This last week I had two friends ask me the same question in different ways:

“Give me an idea how we can keep up to the latest technology – have time to write – give our kids attentions and keep the house clean.”

“Where in the world do you find time to do all that you do? God must stretch the hours so you can fit it all in.”

I smiled when I read these questions, because often I’m frustrated that I’m not able to get more done in a day. My “to do” list seems to get longer instead of shorter. However, there are some strategies that have helped me to get many things done. In this post I’ll share ideas that work for me. If you want even more, I highly recommend Tricia Goyer’s book, Balanced: Finding Center as a Work-at-Home Mom. 
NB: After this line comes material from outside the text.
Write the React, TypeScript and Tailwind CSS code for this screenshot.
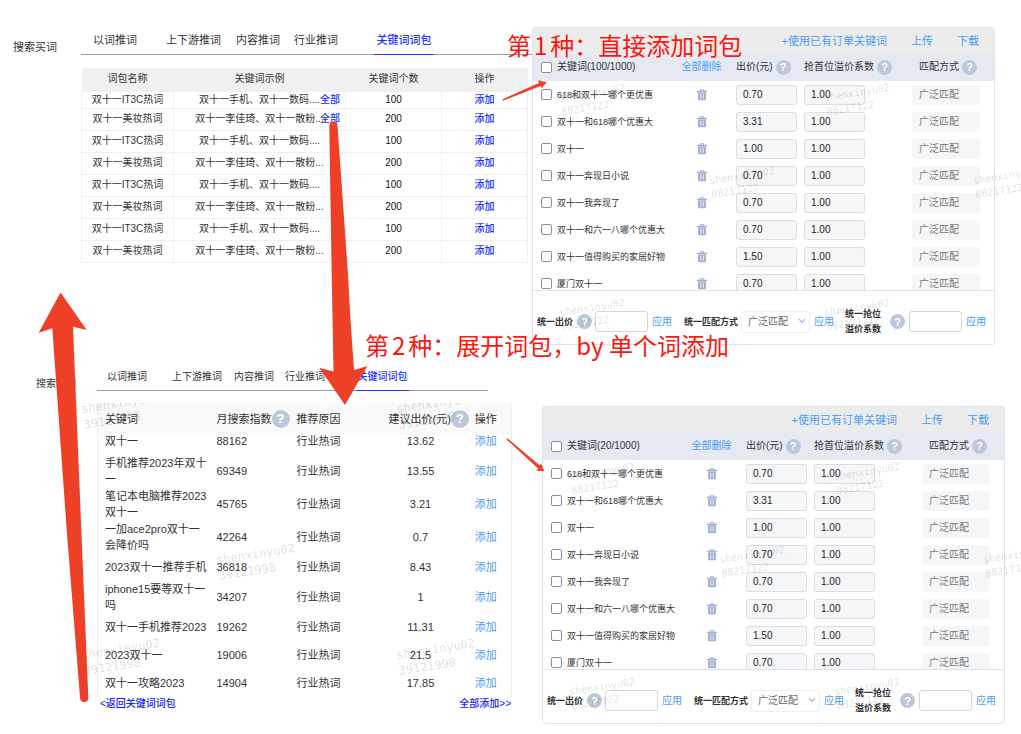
import type { ReactNode } from 'react'

const TABS = ['以词推词', '上下游推词', '内容推词', '行业推词', '关键词词包']

const PACKS = Array.from({ length: 8 }, (_, i) =>
  i % 2 === 0
    ? { name: '双十一IT3C热词', sample: '双十一手机、双十一数码....', count: 100 }
    : { name: '双十一美妆热词', sample: '双十一李佳琦、双十一散粉...', count: 200 },
)

const WORDS = [
  { word: '双十一', index: 88162, bid: '13.62', row: 'h-[19px] align-top leading-3' },
  { word: '手机推荐2023年双十一', index: 69349, bid: '13.55', row: 'h-[33px]' },
  { word: '笔记本电脑推荐2023双十一', index: 45765, bid: '3.21', row: 'h-[33px]' },
  { word: '一加ace2pro双十一会降价吗', index: 42264, bid: '0.7', row: 'h-[33px]' },
  { word: '2023双十一推荐手机', index: 36818, bid: '8.43', row: 'h-7' },
  { word: 'iphone15要等双十一吗', index: 34207, bid: '1', row: 'h-8' },
  { word: '双十一手机推荐2023', index: 19262, bid: '11.31', row: 'h-7' },
  { word: '2023双十一', index: 19006, bid: '21.5', row: 'h-7' },
  { word: '双十一攻略2023', index: 14904, bid: '17.85', row: 'h-7' },
]

const ORDER = [
  { word: '618和双十一哪个更优惠', bid: '0.70' },
  { word: '双十一和618哪个优惠大', bid: '3.31' },
  { word: '双十一', bid: '1.00' },
  { word: '双十一奔现日小说', bid: '0.70' },
  { word: '双十一我奔现了', bid: '0.70' },
  { word: '双十一和六一八哪个优惠大', bid: '0.70' },
  { word: '双十一值得购买的家居好物', bid: '1.50' },
  { word: '厦门双十一', bid: '0.70' },
]

function Help({ large = false }: { large?: boolean }) {
  return (
    <span
      className={`inline-flex shrink-0 items-center justify-center rounded-full bg-[#bcc8da] font-bold text-white ${
        large ? 'size-[18px] text-[13px]' : 'size-[15px] text-[11px]'
      }`}
    >
      ?
    </span>
  )
}

function TrashIcon() {
  return (
    <svg viewBox="0 0 20 24" className="h-3 w-[10px]" fill="none" aria-hidden="true">
      <path d="M6.5 4V1.5h7V4" stroke="#a0add0" strokeWidth="2" />
      <path d="M0 3.5h20v3H0z" fill="#a0add0" />
      <path d="M2 7h16v13.5a2 2 0 0 1-2 2H4a2 2 0 0 1-2-2z" fill="#a3b0cf" />
      <path d="M7.5 9.5v10M12.5 9.5v10" stroke="#e9edf6" strokeWidth="2" />
    </svg>
  )
}

function Watermark({ id, place, large = false }: { id: string; place: string; large?: boolean }) {
  return (
    <div
      aria-hidden="true"
      className={`pointer-events-none absolute -rotate-9 font-['DejaVu_Sans_Mono',monospace] whitespace-nowrap text-black/14 ${
        large ? 'text-[12px] leading-4' : 'text-[10px] leading-[14px]'
      } ${place}`}
    >
      <div>shenxinyu02</div>
      <div>{id}</div>
    </div>
  )
}

function TabBar({ columns }: { columns: string }) {
  return (
    <div role="tablist" className={`grid h-7 border-b border-[#9b9b9b] text-[#333] ${columns}`}>
      {TABS.map((tab, i) => {
        const active = i === TABS.length - 1
        return (
          <button
            key={tab}
            type="button"
            role="tab"
            aria-selected={active}
            className={
              active
                ? '-mb-px border-b border-[#1a35ff] text-center font-medium whitespace-nowrap text-[#1a35ff]'
                : 'text-left whitespace-nowrap'
            }
          >
            {tab}
          </button>
        )
      })}
    </div>
  )
}

function PackTable() {
  return (
    <table className="w-full table-fixed border-collapse text-center text-[10px] leading-3 text-[#333]">
      <colgroup>
        <col className="w-[92px]" />
        <col className="w-[172px]" />
        <col className="w-[96px]" />
        <col className="w-[86px]" />
      </colgroup>
      <thead>
        <tr className="h-[23px] bg-[#f0f0f0]">
          <th className="font-normal">词包名称</th>
          <th className="font-normal">关键词示例</th>
          <th className="font-normal">关键词个数</th>
          <th className="font-normal">操作</th>
        </tr>
      </thead>
      <tbody>
        {PACKS.map((p, i) => (
          <tr key={i} className={i === 0 ? 'h-[17px]' : 'h-[22px]'}>
            <td className="border border-[#f0f0f0]">{p.name}</td>
            <td className="relative border border-[#f0f0f0] whitespace-nowrap">
              {p.sample}
              {i < 2 && (
                <a href="#all" className="absolute inset-y-0 right-[5px] flex items-center font-medium text-[#1230ff]">
                  全部
                </a>
              )}
            </td>
            <td className="border border-[#f0f0f0] text-[#111]">{p.count}</td>
            <td className="border border-[#f0f0f0]">
              <button type="button" className="font-medium text-[#1230ff]">添加</button>
            </td>
          </tr>
        ))}
      </tbody>
    </table>
  )
}

function WordTable() {
  return (
    <div className="relative">
      <table className="w-full table-fixed border-x border-[#eee] text-left text-[11px] leading-4 text-[#333]">
        <colgroup>
          <col className="w-[119px]" />
          <col className="w-[80px]" />
          <col className="w-[84px]" />
          <col className="w-[80px]" />
          <col className="w-[51px]" />
        </colgroup>
        <thead>
          <tr className="h-8 bg-[#f9f9f9] whitespace-nowrap">
            <th className="pl-[7px] font-normal">关键词</th>
            <th className="font-normal">
              <span className="flex items-center">月搜索指数<Help large /></span>
            </th>
            <th className="font-normal">推荐原因</th>
            <th className="font-normal">
              <span className="flex items-center pl-2">建议出价(元)<Help large /></span>
            </th>
            <th className="text-center font-normal">操作</th>
          </tr>
        </thead>
        <tbody>
          {WORDS.map(w => (
            <tr key={w.word} className={w.row}>
              <td className="pr-2 pl-[7px]">{w.word}</td>
              <td>{w.index}</td>
              <td>行业热词</td>
              <td className="text-center">{w.bid}</td>
              <td className="text-center">
                <button type="button" className="text-[#4a9cf7]">添加</button>
              </td>
            </tr>
          ))}
        </tbody>
      </table>
      <div className="pointer-events-none absolute inset-y-0 right-0 -left-4 overflow-hidden">
        <Watermark large id="39121998" place="-top-2 left-px" />
        <Watermark large id="39121998" place="-top-2 left-[316px]" />
        <Watermark large id="39121998" place="top-[143px] left-[136px]" />
        <Watermark large id="39121998" place="top-[238px] left-px" />
        <Watermark large id="39121998" place="top-[238px] left-[316px]" />
      </div>
    </div>
  )
}

function Apply() {
  return <button type="button" className="ml-1 shrink-0 text-[10px] text-[#4a9cf7]">应用</button>
}

function OrderPanel({ id, used }: { id: string; used: number }) {
  const box = 'block size-[11px] shrink-0 appearance-none rounded-[2px] border border-[#8f8f8f] bg-white'
  const field = 'block h-5 w-[61px] rounded-[3px] border border-[#dcdde0] bg-[#f5f6f8] pl-1.5 text-[#222]'
  const bulk = 'h-[21px] w-[53px] shrink-0 rounded-[3px] border border-[#d5d6da] bg-white px-1.5'

  return (
    <section className="relative rounded-[3px] border border-[#dde2ee] text-[10px] leading-3 text-[#333]">
      <div className="flex h-[25px] items-center justify-end gap-6 bg-[#ececec] pr-[15px] text-[11px] text-[#4a9cf7]">
        <a href="#orders">+使用已有订单关键词</a>
        <a href="#upload">上传</a>
        <a href="#download">下载</a>
      </div>

      <div className="h-[238px] overflow-hidden border-b border-[#dde2ee]">
        <table className="w-full table-fixed text-left">
          <colgroup>
            <col className="w-[145px]" />
            <col className="w-[47px]" />
            <col className="w-[79px]" />
            <col className="w-[108px]" />
            <col className="w-[82px]" />
          </colgroup>
          <thead>
            <tr className="h-7 bg-[#e6e9f2] whitespace-nowrap">
              <th className="pl-2 font-normal">
                <span className="flex items-center gap-[5px]">
                  <input type="checkbox" id={`${id}-all`} className={box} />
                  <label htmlFor={`${id}-all`}>关键词({used}/1000)</label>
                </span>
              </th>
              <th className="text-center font-normal">
                <button type="button" className="text-[#4a9cf7]">全部删除</button>
              </th>
              <th className="pl-[11px] font-normal">
                <span className="flex items-center gap-[3px]">出价(元)<Help /></span>
              </th>
              <th className="font-normal">
                <span className="flex items-center gap-[3px]">抢首位溢价系数<Help /></span>
              </th>
              <th className="pl-[7px] font-normal">
                <span className="flex items-center gap-[3px]">匹配方式<Help /></span>
              </th>
            </tr>
          </thead>
          <tbody>
            {ORDER.map((k, i) => (
              <tr key={k.word} className="h-[27px]">
                <td className="pl-2">
                  <span className="flex items-center gap-[5px]">
                    <input type="checkbox" id={`${id}-${i}`} className={box} />
                    <label htmlFor={`${id}-${i}`} className="text-[9px] whitespace-nowrap">{k.word}</label>
                  </span>
                </td>
                <td>
                  <button type="button" aria-label="删除" className="mx-auto block">
                    <TrashIcon />
                  </button>
                </td>
                <td className="pl-[11px]">
                  <input aria-label="出价" defaultValue={k.bid} className={field} />
                </td>
                <td>
                  <input aria-label="抢首位溢价系数" defaultValue="1.00" className={field} />
                </td>
                <td>
                  <select
                    aria-label="匹配方式"
                    disabled
                    className="block h-5 w-[68px] appearance-none rounded-[3px] bg-[#f5f6f8] pl-[7px] text-[#777] opacity-100"
                  >
                    <option>广泛匹配</option>
                  </select>
                </td>
              </tr>
            ))}
          </tbody>
        </table>
      </div>

      <div className="flex h-[53px] items-center pt-2 pl-1 whitespace-nowrap">
        <label htmlFor={`${id}-bid`} className="mr-1 text-[9px] font-bold">统一出价</label>
        <Help />
        <input id={`${id}-bid`} className={`ml-[3px] ${bulk}`} />
        <Apply />
        <label htmlFor={`${id}-match`} className="ml-3 text-[9px] font-bold">统一匹配方式</label>
        <span className="relative ml-[3px] shrink-0">
          <select
            id={`${id}-match`}
            className="block h-[22px] w-[69px] appearance-none rounded-[3px] border border-[#eceef3] bg-white pl-1.5 text-[#666]"
          >
            <option>广泛匹配</option>
          </select>
          <svg viewBox="0 0 8 8" className="pointer-events-none absolute top-1.5 right-1 size-2" fill="none" aria-hidden="true">
            <path d="M1 2.2 4 5.4 7 2.2" stroke="#a3b1cf" strokeWidth="1.1" />
          </svg>
        </span>
        <Apply />
        <label htmlFor={`${id}-ratio`} className="mr-[9px] ml-[11px] text-[9px] leading-[15px] font-bold">
          统一抢位
          <br />
          溢价系数
        </label>
        <Help />
        <input id={`${id}-ratio`} className={`ml-1 ${bulk}`} />
        <Apply />
      </div>

      <Watermark id="88217122" place="top-[58px] left-[27px]" />
      <Watermark id="88217122" place="top-[58px] left-[292px]" />
      <Watermark id="88217122" place="top-[141px] left-[177px]" />
      <Watermark id="88217122" place="top-[141px] left-[441px]" />
      <Watermark id="88217122" place="top-[273px] left-[27px]" />
      <Watermark id="88217122" place="top-[273px] left-[292px]" />
    </section>
  )
}

function Note({ step, place, children }: { step: number; place: string; children: ReactNode }) {
  return (
    <p
      className={`absolute font-['Noto_Sans_CJK_SC',sans-serif] text-[24px] leading-9 whitespace-nowrap text-[#fb1710] ${place}`}
    >
      第<span className="mx-[3px]">{step}</span>种：{children}
    </p>
  )
}

function Arrows() {
  return (
    <svg
      viewBox="0 0 1021 734"
      className="pointer-events-none absolute top-0 left-0 h-[734px] w-[1021px]"
      fill="#ee4026"
      aria-hidden="true"
    >
      <path d="M329.3 125.5Q329.3 121.5 333.3 121.5Q337.3 121.5 337.5 125.5L347.7 270L350.5 320L354 370L367.4 366L345 405L319.3 367.7L333.5 371.5L331.6 270Z" />
      <path d="M60.5 292.5L86.7 330L73 326.7L81.3 530L88.3 697.5Q88.4 702 84.2 702Q80.2 702 80 697.5L66.7 530L52.3 328.3L38.7 332.7Z" />
      <path d="M502.5 99.3L539 83L538 80.2L546.8 82.2L541.5 88.2L540.5 86L502.8 100.7Z" />
      <path d="M507.2 438.2L539.5 465.3L541 463.5L544.4 471.2L536.5 470.8L538 468.5L506.4 439.4Z" />
    </svg>
  )
}

export default function App() {
  return (
    <main className="relative overflow-x-hidden bg-white pb-[10px] font-['Liberation_Sans','Noto_Sans_CJK_SC',sans-serif]">
      <div className="grid grid-cols-[68px_minmax(0,451fr)_minmax(0,463fr)] items-start pt-[27px] pr-[26px] pl-[13px]">
        <h2 className="pt-3 text-[11px] leading-4 text-[#333]">搜索买词</h2>
        <div>
          <TabBar columns="grid-cols-[73px_70px_58px_80px_60px] pl-3 text-[11px]" />
          <div className="pt-[13px] pr-1.5">
            <PackTable />
          </div>
        </div>
        <OrderPanel id="pack" used={100} />
      </div>

      <div className="mt-[18px] grid grid-cols-[61px_minmax(0,445fr)_minmax(0,463fr)] items-start pr-4 pl-9">
        <h2 className="pt-[13px] text-[10px] leading-4 text-[#333]">搜索买词</h2>
        <div className="pr-[31px]">
          <div className="pr-[23px]">
            <TabBar columns="grid-cols-[65px_62px_51px_71px_53px] pl-2.5 text-[10px]" />
          </div>
          <div className="pt-3">
            <WordTable />
          </div>
          <div className="flex justify-between pl-[3px] text-[10px] leading-[14px] font-medium text-[#1220ff]">
            <a href="#back">&lt;返回关键词词包</a>
            <a href="#add-all">全部添加&gt;&gt;</a>
          </div>
        </div>
        <div className="pt-[43px]">
          <OrderPanel id="word" used={20} />
        </div>
      </div>

      <Arrows />
      <Note step={1} place="top-[27px] left-[507px]">直接添加词包</Note>
      <Note step={2} place="top-[327px] left-[365px]">展开词包，by 单个词添加</Note>
    </main>
  )
}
  1. Commit your time to God. Start out your day by spending time alone reading God’s Word and praying. Make sure you don’t skimp on this, even when you’re busy. (I’m preaching to myself here!) If we are aiming to serve God, we need to know what His priorities are and listen to His instruction.
  2. Recognize your limitations. None of us are able to do everything. Ecclesiastes 3:1 says, “There is a time for everything,and a season for every activity under the heavens.” We all have different seasons in our lives when we are able to do less than other seasons. When my children were preschoolers, I was very limited in what I could do outside my home. Now that they are all in school, I have more time to dedicate to other pursuits.
  3. Use a notebook and planner. I find it helpful to “clear my mind” by writing down thoughts that are distracting me. (Tuesday is a birthday, so remember to . . . ) After I write things down, I try to put them into my calendar right away so that I don’t have to think about them any more until it’s time to deal with them. Jack Popjes recommends writing down 10 things every morning that you want to accomplish. Then pick the top 3 to focus on for the day. If you have time for more, keep going down the list. If you revise this list every day, you’ll succeed in accomplishing many things.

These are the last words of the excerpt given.